Gregory's
- Type: Public
- Industry: Food and Beverage Services
- Founded: 1972
- Founder: Grigoris Georgatos
- Headquarters: 8 Archaíou Theátrou Street, Alimos, Greece
- Number of locations: 370 (2026)
- Area served: Greece, Cyprus, Germany, Romania
- Key people: Vlassis Georgatos (CEO) Grigoris Georgatos Founder
- Products: Coffee, Drinks, Juices, Pies, Salads, Sandwiches, Yogurt bowls, Coffee accessories, Environmentally-friendly accessories, Packaged Products
- Revenue: €58.956.173(2025)
- Number of employees: 2.300 (2026)
- Website: https://www.gregorys.gr/en/

= Gregory's (food company) =

Coffee and Food Company

Gregory's (legally Gregory's S.A.) is a Greek coffee and food service company founded in 1972, operating 370 stores in Greece, Cyprus, Germany, and Romania. The company expands its network through the franchise model and is one of the largest chains in the sector in the Greek market. In the European ranking, it holds the 12th place among the largest coffee chains.
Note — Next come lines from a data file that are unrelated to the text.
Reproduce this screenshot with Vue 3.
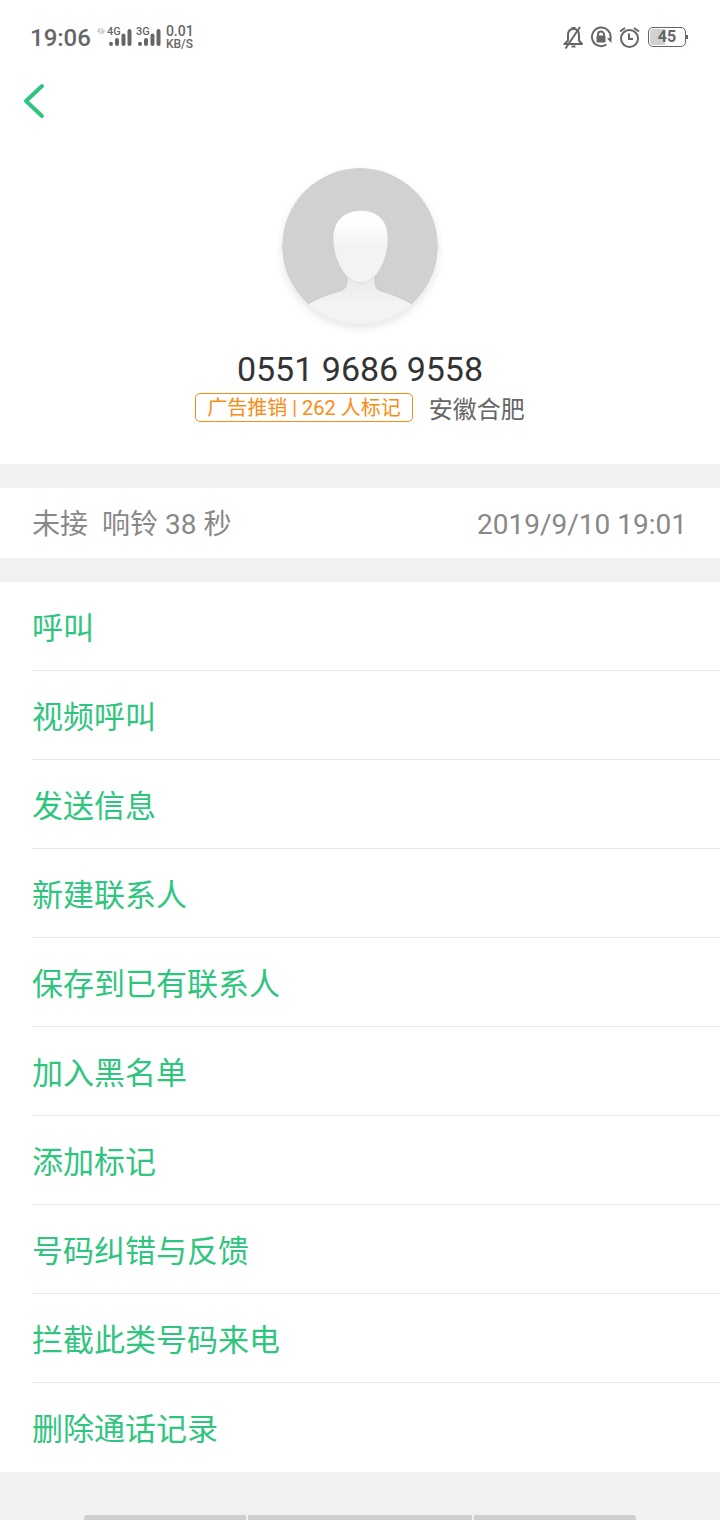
<script setup>
const actions = [
  '呼叫',
  '视频呼叫',
  '发送信息',
  '新建联系人',
  '保存到已有联系人',
  '加入黑名单',
  '添加标记',
  '号码纠错与反馈',
  '拦截此类号码来电',
  '删除通话记录',
]
</script>

<template>
  <div class="page">
    <header class="status">
      <div class="status-left">
        <span class="clock">19:06</span>
        <svg class="data" width="8" height="8" viewBox="0 0 8 8" aria-hidden="true">
          <path d="M0 4 2 1H3.500V7H2V5H0ZM8 4 6 7H4.500V1H6V3H8Z" fill="#cfcfcf" />
        </svg>
        <div v-for="net in ['4G', '3G']" :key="net" class="signal">
          <svg width="24" height="22" viewBox="0 0 24 22" aria-hidden="true">
            <g stroke="#666" stroke-width="4" stroke-linecap="round">
              <path d="M3 16.800V17M9 13V17M15.500 8.500V17M21.500 4V17" />
            </g>
          </svg>
          <span class="net">{{ net }}</span>
        </div>
        <span class="speed"><span class="rate">0.01</span><br />KB/S</span>
      </div>
      <div class="status-right">
        <svg width="22" height="24" viewBox="0 0 22 24" fill="none" stroke="#666" stroke-width="2" aria-hidden="true">
          <path d="M1.500 18H20L17 14.500V9C17 5 14.500 3 11.500 3S6 5 6 9V14.500L2.500 18" stroke-linejoin="round" />
          <path d="M9.500 2H13.500M9.500 20.500H13.500M18 1 3.500 22.500" />
        </svg>
        <svg width="22" height="24" viewBox="0 0 22 24" fill="none" stroke="#666" stroke-width="2" aria-hidden="true">
          <path d="M16.500 18.500A9.300 9.300 0 1 1 20.500 12" />
          <path d="M17 12.500 21.500 11.500V17Z" fill="#666" stroke="none" />
          <rect x="6.500" y="9.500" width="9" height="7" rx="1" fill="#666" stroke="none" />
          <path d="M8 10V8.500A3 3 0 0 1 14 8.500V10" />
        </svg>
        <svg width="22" height="24" viewBox="0 0 22 24" fill="none" stroke="#666" stroke-width="2" aria-hidden="true">
          <circle cx="11.500" cy="12.500" r="8.500" />
          <path d="M11 7.500V13H15M2 5.500 7 2M21 5.500 16 2" />
        </svg>
        <div class="battery"><span class="cell">45</span></div>
      </div>
    </header>

    <nav class="bar">
      <button class="back" type="button" aria-label="返回">
        <svg width="24" height="38" viewBox="0 0 24 38" fill="none" stroke="#2fc57e" stroke-width="4" stroke-linecap="round" stroke-linejoin="round" aria-hidden="true">
          <path d="M20 4 4 19 20 34" />
        </svg>
      </button>
    </nav>

    <section class="profile">
      <svg class="avatar" width="156" height="156" viewBox="0 0 156 156" aria-hidden="true">
        <defs>
          <clipPath id="disc"><circle cx="78" cy="78" r="78" /></clipPath>
          <linearGradient id="face" x1="0" y1="0" x2="0" y2="1">
            <stop offset="0" stop-color="#fff" />
            <stop offset="0.200" stop-color="#fdfdfd" />
            <stop offset="0.500" stop-color="#f3f3f3" />
            <stop offset="1" stop-color="#f3f3f3" />
          </linearGradient>
          <linearGradient id="neck" gradientUnits="userSpaceOnUse" x1="0" y1="106" x2="0" y2="134">
            <stop offset="0" stop-color="#e8e8e8" />
            <stop offset="1" stop-color="#f3f3f3" />
          </linearGradient>
        </defs>
        <g clip-path="url(#disc)">
          <rect width="156" height="156" fill="#d1d1d1" />
          <path d="M65 106V113C65 119 63 121 58 123C46 126 36 130 26 136V158H130V136C120 130 110 126 99 123C94 121 93 119 93 113V106Z" fill="url(#neck)" stroke="#cbcbcb" stroke-width="1" />
          <path d="M79 42.500C96 42.500 106 53 106 70C106 91 95 115 79 115S51 91 51 70C51 53 62 42.500 79 42.500Z" fill="url(#face)" stroke="#cbcbcb" stroke-opacity="0.500" stroke-width="1" />
        </g>
      </svg>
      <h1 class="number">0551 9686 9558</h1>
      <div class="meta">
        <span class="tag">广告推销 | 262 人标记</span>
        <span class="place">安徽合肥</span>
      </div>
    </section>

    <section class="call">
      <span class="call-state"><span>未接</span><span>响铃 38 秒</span></span>
      <time datetime="2019-09-10T19:01">2019/9/10 19:01</time>
    </section>

    <ul class="actions">
      <li v-for="label in actions" :key="label">
        <button type="button">{{ label }}</button>
      </li>
    </ul>

    <footer class="gesture"><i></i><i class="home"></i><i></i></footer>
  </div>
</template>

<style>
body {
  margin: 0;
  background: #f1f1f1;
}
</style>

<style scoped>
.page {
  min-height: 100vh;
  display: flex;
  flex-direction: column;
  font-family: Roboto, "Noto Sans CJK SC", sans-serif;
  background: #f1f1f1;
}
button {
  padding: 0;
  border: 0;
  background: none;
  font: inherit;
  color: inherit;
  cursor: pointer;
}
.status {
  box-sizing: border-box;
  height: 72px;
  display: flex;
  align-items: center;
  justify-content: space-between;
  padding: 3px 32px 0 30px;
  background: #fff;
  color: #666;
}
.status-left,
.status-right {
  display: flex;
  align-items: center;
}
.clock {
  font-size: 24px;
  font-weight: 500;
  line-height: 28px;
}
.data {
  margin: 0 3px 14px 6px;
}
.signal {
  position: relative;
  margin-right: 5px;
  display: flex;
}
.net {
  position: absolute;
  top: -1px;
  left: -1px;
  font-size: 11px;
  line-height: 12px;
  font-weight: 500;
}
.speed {
  font-size: 12px;
  line-height: 12px;
  font-weight: 500;
}
.rate {
  font-size: 14px;
}
.status-right {
  gap: 6px;
}
.battery {
  position: relative;
  box-sizing: border-box;
  width: 38px;
  height: 20px;
  padding: 1px;
  margin: 0 2px 2px 2px;
  border: 1px solid #666;
  border-radius: 5px;
}
.battery::after {
  content: "";
  position: absolute;
  top: 7px;
  right: -3px;
  width: 2px;
  height: 4px;
  background: #666;
}
.cell {
  display: block;
  border-radius: 3px;
  background: linear-gradient(to right, #d1d1d1 45%, #fff 45%);
  font-size: 16px;
  line-height: 16px;
  font-weight: 700;
  text-align: center;
}
.bar {
  padding: 10px 22px 48px;
  background: #fff;
}
.back {
  display: flex;
}
.profile {
  display: flex;
  flex-direction: column;
  align-items: center;
  padding-bottom: 42px;
  background: #fff;
}
.avatar {
  border-radius: 50%;
  box-shadow: 0 4px 8px rgba(0, 0, 0, 0.1);
}
.number {
  margin: 25px 0 4px;
  font-size: 34px;
  line-height: 40px;
  font-weight: 400;
  color: #333;
}
.meta {
  display: flex;
  align-items: center;
  gap: 16px;
}
.tag {
  padding: 2px 11px 0;
  border: 1px solid #fa8c16;
  border-radius: 5px;
  font-size: 20px;
  line-height: 25px;
  color: #fa8c16;
}
.place {
  padding-top: 5px;
  font-size: 24px;
  line-height: 24px;
  color: #666;
}
.call {
  display: flex;
  justify-content: space-between;
  margin: 24px 0;
  padding: 4px 33px 0 32px;
  background: #fff;
  font-size: 28px;
  line-height: 66px;
  color: #888;
}
.call-state {
  display: flex;
  gap: 14px;
}
.actions {
  margin: 0;
  padding: 0 0 0 32px;
  list-style: none;
  background: #fff;
}
.actions li {
  border-bottom: 1px solid #e8e8e8;
}
.actions li:last-child {
  border-bottom-color: transparent;
}
.actions button {
  display: block;
  width: 100%;
  padding-top: 6px;
  font-size: 31px;
  line-height: 82px;
  text-align: left;
  color: #2fc57e;
}
.gesture {
  flex: 1;
  display: flex;
  align-items: flex-end;
  justify-content: center;
  gap: 2px;
  min-height: 48px;
}
.gesture i {
  width: 22.5%;
  height: 5px;
  background: #cecece;
}
.gesture .home {
  width: 31%;
}
.gesture i:first-child {
  border-top-left-radius: 3px;
}
.gesture i:last-child {
  border-top-right-radius: 3px;
}
</style>
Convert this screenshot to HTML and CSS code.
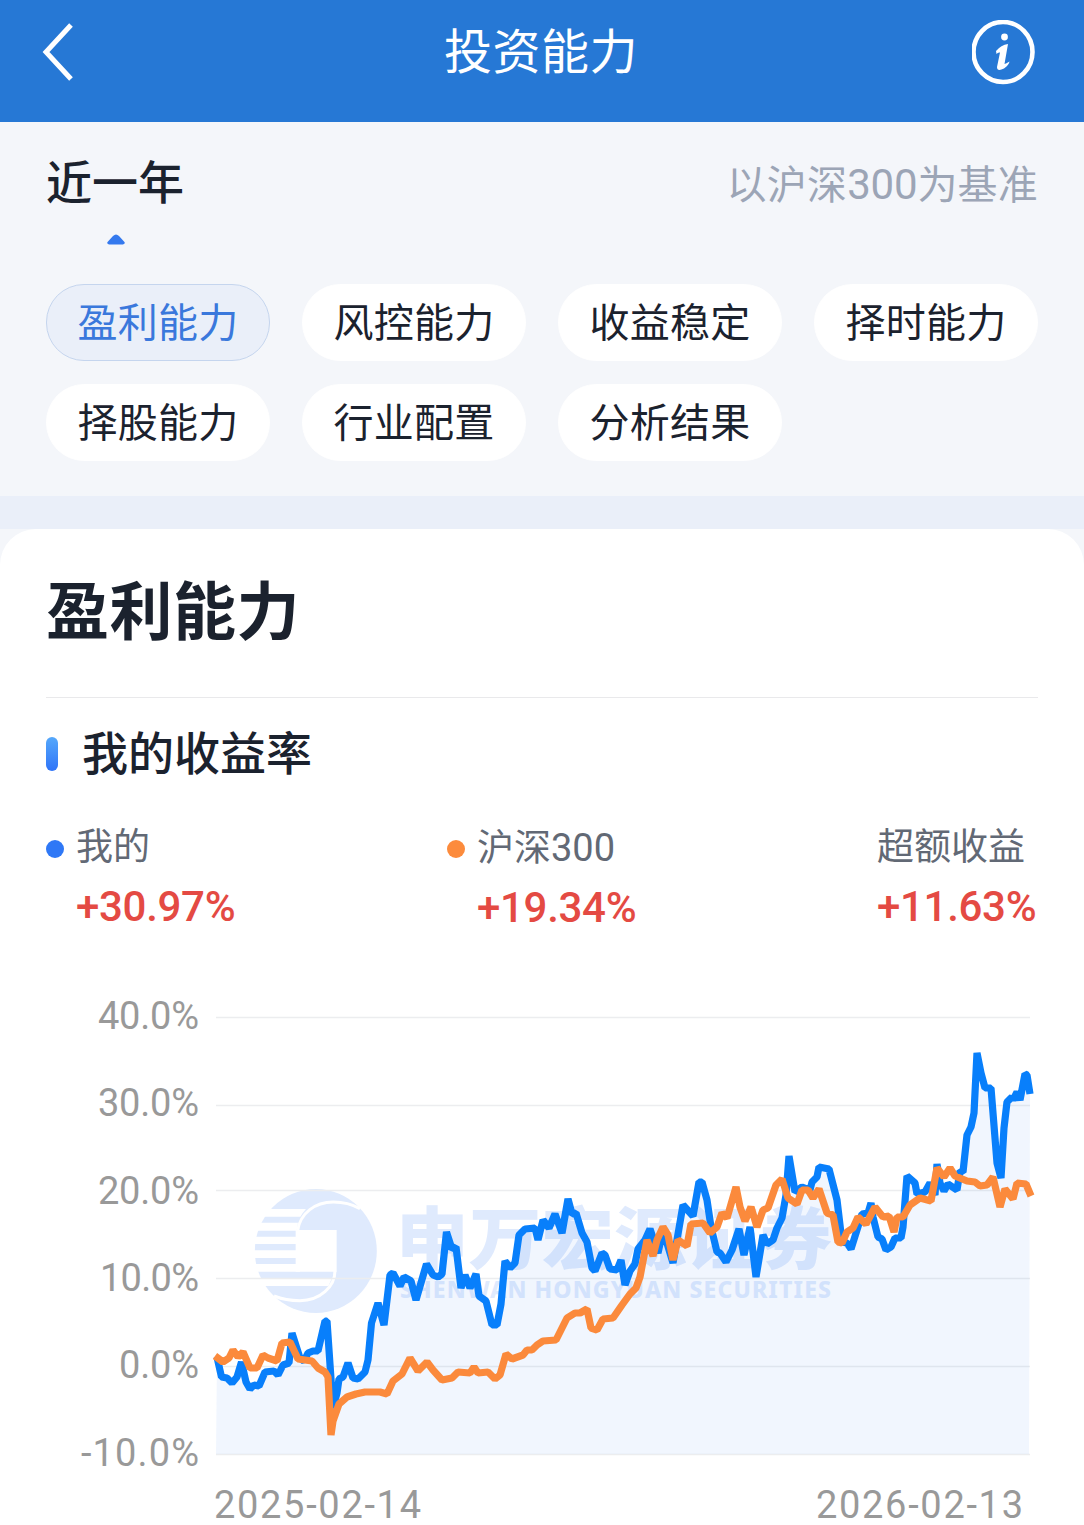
FILE: index.html
```html
<!DOCTYPE html>
<html lang="zh-CN">
<head>
  <meta charset="UTF-8">
  <title>投资能力</title>
  <link rel="stylesheet" href="styles.css">
</head>
<body>

  <header class="topbar">
    <svg class="back" width="34" height="60" viewBox="0 0 34 60">
      <path d="M30 3 L5 30 L30 57" fill="none" stroke="#fff" stroke-width="5"/>
    </svg>
    <h1>投资能力</h1>
    <svg class="info" width="64" height="66" viewBox="0 0 64 66">
      <ellipse cx="31" cy="32" rx="29.5" ry="30" fill="none" stroke="#fff" stroke-width="4.6"/>
      <circle cx="32.500" cy="17" r="3.4" fill="#fff"/>
      <path d="M24 31 Q29 25 36 24 L32.500 44 Q34 43.500 37.500 41.500 Q37 45 32 48.500 Q25 52 25 47 L28 32.500 Q26 32 24.500 34 Z" fill="#fff"/>
    </svg>
  </header>

  <section class="filters">
    <div class="periodo">
      <span class="period">近一年</span>
      <span class="benchmark">以沪深<span class="num">300</span>为基准</span>
    </div>
    <svg class="caret" width="18" height="11" viewBox="0 0 18 11">
      <path d="M2 10.500 Q-1 9.500 1 7.500 L6 2 Q9 -1 12 2 L17 7.500 Q19 9.500 16 10.500 Z" fill="#3479ee"/>
    </svg>
    <div class="tabs">
      <button class="tab active">盈利能力</button>
      <button class="tab">风控能力</button>
      <button class="tab">收益稳定</button>
      <button class="tab">择时能力</button>
      <button class="tab">择股能力</button>
      <button class="tab">行业配置</button>
      <button class="tab">分析结果</button>
    </div>
  </section>

  <div class="band"></div>

  <main class="card">
    <h2>盈利能力</h2>
    <h3><span>我的收益率</span></h3>

    <div class="legend">
      <div class="item">
        <i class="dot blue"></i>
        <div><p>我的</p><strong>+30.97%</strong></div>
      </div>
      <div class="item">
        <i class="dot orange"></i>
        <div><p>沪深<span class="num">300</span></p><strong>+19.34%</strong></div>
      </div>
      <div class="item">
        <div><p>超额收益</p><strong>+11.63%</strong></div>
      </div>
    </div>

    <svg class="chart" width="1084" height="545" viewBox="0 980 1084 545">
      <!-- watermark -->
      <g transform="translate(200 1180) scale(0.3333)">
        <ellipse cx="347.500" cy="213" rx="183" ry="186" fill="#dfeafd"/>
        <g fill="#fff">
          <path d="M160 87 H318 Q308 98 301 110 H160 Z"/>
          <path d="M160 128 H294 L290 152 H160 Z"/>
          <path d="M160 170 H300 V192 H160 Z"/>
          <path d="M160 211 H300 V234 H160 Z"/>
          <path d="M160 252 H300 V275 H160 Z"/>
          <path d="M287 150 H410 V275 H287 Z"/>
          <path d="M160 295 H396 L385 318 H160 Z"/>
        </g>
        <path d="M293 152 C300 100 345 66 400 66 C430 66 455 72 480 86" fill="none" stroke="#fff" stroke-width="9"/>
        <path d="M405 272 C405 320 360 362 300 362 C270 362 250 359 222 348" fill="none" stroke="#fff" stroke-width="9"/>
      </g>
      <text class="mark-cn" x="396" y="1264" textLength="436" lengthAdjust="spacingAndGlyphs">申万宏源证券</text>
      <text class="mark-en" x="400" y="1298" textLength="431">SHENWAN HONGYUAN SECURITIES</text>

      <g class="grid">
        <path d="M216 1017.500 H1030"/>
        <path d="M216 1105.500 H1030"/>
        <path d="M216 1190.500 H1030"/>
        <path d="M216 1278.500 H1030"/>
        <path d="M216 1366.500 H1030"/>
        <path d="M216 1454.500 H1030"/>
      </g>

      <g class="axis" text-anchor="end">
        <text x="199" y="1029" textLength="101">40.0%</text>
        <text x="199" y="1116" textLength="101">30.0%</text>
        <text x="199" y="1204" textLength="101">20.0%</text>
        <text x="199" y="1291" textLength="99">10.0%</text>
        <text x="199" y="1378" textLength="80">0.0%</text>
        <text x="199" y="1466" textLength="118">-10.0%</text>
      </g>
      <g class="axis">
        <text x="214" y="1518" textLength="207">2025-02-14</text>
        <text x="816" y="1518" textLength="207">2026-02-13</text>
      </g>

      <path id="area" class="area"/>
      <polyline id="mine" class="line mine" points="217,1357 221.500,1377 227,1378 232,1383 237,1377 241.500,1362 246,1382 250,1389 254,1385 259,1386 265,1372 274,1371 278,1375 283,1365 289,1363 292,1333 300,1358 304,1361 308,1353 313,1351 318,1351 325,1321 327,1321 333,1408 337,1393 339,1379 343,1377 348,1363 353,1378 358,1379 365,1372 368,1360 371.500,1323 378,1303 384,1325 390,1275 393,1273 400,1286 404,1277 411,1281 416,1300 426.500,1264 433,1275 438,1277 442,1274 446.500,1232 452,1249 456,1247 461,1288 465,1275 470,1288 476,1274 479,1296 486,1301 492,1325 497,1325 501,1304 505,1261 510,1268 515,1263 519,1235 525,1229 535,1228 538,1240 543,1220 549,1228 555,1214 562,1233 568,1199 572,1214 576,1213 582,1233 587,1242 592,1268 595,1271 602,1253 605,1255 610,1269 617,1270 621,1260 625,1285 630,1271 635,1264 638,1249 645,1240 650,1229 658,1253 663,1230 673,1263 683,1205 693,1216 699,1182 702,1182 707,1200 711,1227 717,1252 720,1253 726,1262 732,1250 739,1229 744,1255 750,1227 756,1277 763,1235 767,1244 773,1240 777,1228 782,1218 786,1195 789,1156 795,1192 802,1187 810,1190 812,1182 817,1177 819,1167 829,1169 837,1200 842,1242 847,1243 851,1249 862,1214 868,1213 871,1203 873,1217 878,1237 882,1239 886,1250 891,1247 895,1238 901,1238 903,1227 907,1176 915,1183 917,1194 925,1192 930,1183 935,1195 937,1164 940,1183 944,1191 948,1184 957,1190 960,1171 963,1172 967,1135 971,1127 974,1113 977,1053 981,1073 985,1088 991,1088 997,1163 1001,1178 1004,1128 1007,1102 1012,1097 1013,1100 1017,1092 1020,1100 1025,1074 1027,1075 1030,1094"/>
      <polyline class="line csi" points="215,1356 223,1362 229,1358 233,1350 238,1357 243,1352 250,1368 257,1368 263,1355 268,1358 277,1361 282,1343 290,1342 298,1359 312,1361 318,1368 325,1372 328,1377 331,1435 333,1421 339,1404 347,1397 356,1394 365,1392 380,1392 387,1394 393,1381 402,1374 410,1358 418,1371 427,1362 433,1370 442,1380 452,1378 458,1372 470,1373 474,1367 478,1373 488,1372 495,1379 500,1375 506,1354 512,1359 523,1355 527,1350 532,1350 537,1345 543,1341 556,1340 567,1318 575,1313 580,1313 587,1309 591,1328 597,1330 603,1319 613,1318 622,1305 630,1294 636,1288 640,1277 647,1240 653,1256 657,1240 663,1227 668,1235 673,1260 678,1240 687,1246 691,1224 703,1223 710,1233 717,1227 722,1213 727,1218 736,1187 740,1207 745,1221 751,1207 757,1227 763,1210 768,1208 776,1185 782,1179 788,1198 797,1204 802,1190 808,1190 813,1198 819,1189 827,1213 833,1215 838,1242 842,1243 847,1232 853,1228 858,1217 866,1224 875,1207 883,1217 889,1216 894,1232 897,1217 903,1217 910,1205 920,1198 931,1201 937,1168 944,1177 950,1168 955,1176 967,1181 975,1182 980,1186 987,1185 993,1177 1000,1207 1005,1189 1013,1199 1017,1183 1026,1184 1031,1196"/>
    </svg>
  </main>

  <script>
    // fill under the blue line, down to the -10% gridline
    const pts = document.getElementById("mine").getAttribute("points");
    document.getElementById("area").setAttribute("d", `M216,1454 L${pts} L1029,1454 Z`);
  </script>

</body>
</html>
```
FILE: styles.css
```css
* {
  box-sizing: border-box;
  margin: 0;
  padding: 0;
}

body {
  width: 1084px;
  height: 1525px;
  overflow: hidden;
  background-color: #f4f6fa;
  color: #1b222e;
  font-family: Roboto, "Noto Sans CJK SC", sans-serif;
}

.topbar {
  height: 122px;
  padding: 20px 48px 0 43px;
  background-color: #2678d5;
  color: #fff;
  display: grid;
  grid-template-columns: 1fr auto 1fr;
  align-items: start;
}

.topbar h1 {
  padding: 2px 0 0 3px;
  font-size: 48px;
  font-weight: 400;
  line-height: 62px;
  letter-spacing: 0.5px;
}

.back {
  margin: 2px 0 0 -2px;
}

.info {
  justify-self: end;
}

.filters {
  height: 374px;
  padding: 28px 46px 0;
}

.periodo {
  display: flex;
  justify-content: space-between;
  height: 70px;
  line-height: 66px;
}

.period {
  font-size: 46px;
  font-weight: 500;
}

.benchmark {
  padding-top: 2px;
  font-size: 40px;
  letter-spacing: 0.2px;
  color: #9ca5b6;
}

.benchmark .num {
  font-size: 42px;
  letter-spacing: -0.2px;
}

.caret {
  display: block;
  margin: 14px 0 39px 61px;
}

.tabs {
  display: grid;
  grid-template-columns: repeat(4, 224px);
  gap: 23px 32px;
}

.tab {
  height: 77px;
  padding-bottom: 6px;
  border: 1px solid #fff;
  border-radius: 38px;
  background-color: #fff;
  color: #1b222e;
  font-family: inherit;
  font-size: 40px;
  letter-spacing: 0.2px;
  white-space: nowrap;
}

.tab.active {
  background-color: #eaeff9;
  border-color: #c5d5ee;
  color: #3a78dc;
}

.band {
  height: 33px;
  background-color: #eaeff9;
}

.card {
  height: 996px;
  background-color: #fff;
  border-radius: 36px 36px 0 0;
}

.card h2 {
  height: 169px;
  margin: 0 46px;
  border-bottom: 1px solid #e9e9eb;
  font-size: 63px;
  font-weight: 700;
  line-height: 168px;
  letter-spacing: 0.5px;
}

.card h3 {
  display: flex;
  align-items: center;
  gap: 24px;
  height: 111px;
  padding-left: 46px;
  font-size: 46px;
  font-weight: 500;
}

.card h3 span {
  padding-bottom: 7px;
}

.card h3::before {
  content: "";
  width: 12px;
  height: 34px;
  border-radius: 6px;
  background: linear-gradient(#55a8fb, #2f74f8);
}

.legend {
  display: grid;
  grid-template-columns: 401px 430px 1fr;
  height: 171px;
  padding: 9px 0 0 46px;
}

.item {
  display: flex;
  gap: 12px;
}

.item p {
  color: #626975;
  font-size: 37px;
  line-height: 60px;
}

.item .num {
  font-size: 38px;
}

.item strong {
  display: block;
  color: #e44a43;
  font-size: 42px;
  font-weight: 500;
  line-height: 58px;
  letter-spacing: -0.3px;
}

.dot {
  width: 18px;
  height: 18px;
  margin-top: 22px;
  border-radius: 50%;
}

.dot.blue {
  background-color: #2f78f6;
}

.dot.orange {
  background-color: #fc8b3c;
}

.chart {
  display: block;
}

.mark-cn {
  font-family: "Noto Sans CJK SC", sans-serif;
  font-size: 68px;
  font-weight: 900;
  fill: #dfeafd;
}

.mark-en {
  font-family: "Noto Sans", sans-serif;
  font-size: 23px;
  font-weight: 800;
  fill: #dfeafd;
}

.grid {
  stroke: #ecedef;
  stroke-width: 1.6;
}

.axis {
  font-size: 38px;
  fill: #999;
}

.area {
  fill: #0a66f5;
  fill-opacity: 0.06;
}

.line {
  fill: none;
  stroke-width: 7.2;
  stroke-linejoin: bevel;
}

.mine {
  stroke: #087ffb;
}

.csi {
  stroke: #fb8a3c;
}
```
The product range of its stores includes coffee, beverages, pies, sandwiches, salads, sweets, and packaged foods.

== History ==
The company was named after its founder, Grigoris Georgatos, who opened the first Gregory's store in Athens in 1972. The store sold traditional Greek pastries such as cheese pie (tyropita), sausage pie (loukanikopita), ham and cheese pie (zambonotyropita), as well as loukoumades and ice cream.

In the 1990s, Vlassis Georgatos took over the management of the company and led Gregory's into a period of rapid growth, setting franchising as a strategic priority.

== Company Milestones ==

- 1972: Opening of the first Gregory’s store.
- 1994: Launch of the Gregory’s franchise system.
- 2001: Strategic presence in airports, with the first two stores at Athens International Airport.
- 2005: Entry into the Cypriot market.
- 2015: Expansion into the German market.
- 2016: Rebranding and introduction of a new logo.
- 2017: Launch of mobile app and web application for online orders.
- 2018: Entry into the Romanian market.
- 2019: Strengthening of the wellbeing product category with new menu offerings.
- 2021: Introduction of a new store image.
- 2022: Celebration of 50 years of operation.
- 2024: Launch of a new store concept: Kantina.
- 2025: New e-order for online orders.
- 2026: New Rewards Program " Smiling Club"

== Stores ==
Gregory’s operates 370 stores across four European countries.( as of 2026).

| 350 | Greece |  |
| 14 | Cyprus |  |
| 4 | Romania |  |
| 2 | Germany |  |

== Retail formats ==
High street shop: Located on central commercial streets with high pedestrian traffic.

Kantina (canteen): A small shop operating in outdoor spaces, aimed at quick service for customers on the go.

== Corporate Social Responsibility ==
Gregory’s has developed corporate social responsibility (CSR) initiatives focusing on people, society, and the environment. These initiatives include support for vulnerable social groups, employee empowerment, and practices aimed at reducing the company’s environmental footprint.

- The company offers as a social product the “Gregory’s – School Synergy Snacks” bar, packaged by young people with disabilities and distributed exclusively through its store network. The initiative is carried out in cooperation with School Synergy Snacks, a Social Cooperative Enterprise for the integration of vulnerable social groups, with the goal of promoting social and professional inclusion.
- It has been a member of the "Alliance for the Reduction of Food Waste" since its establishment, with the aim of reducing food waste.
- The company collaborates with SOS Children’s Villages to provide support programs for children in need.
- Each year, the company donates surplus food portions to the non-profit organization Boroume. In 2025, it contributed 26.902 meals.
- It collaborates with the association "Together for Children", providing in 2024 a total of 25,565 meals to 1,897 children.
- It promotes the reduction of single-use plastics by offering a range of reusable containers, such as water and beverage thermoses, and by providing incentives for their reuse by customers.
- It collaborates with Myrtillo Café, with the aim of promoting the employment inclusion of socially vulnerable groups and people with disabilities.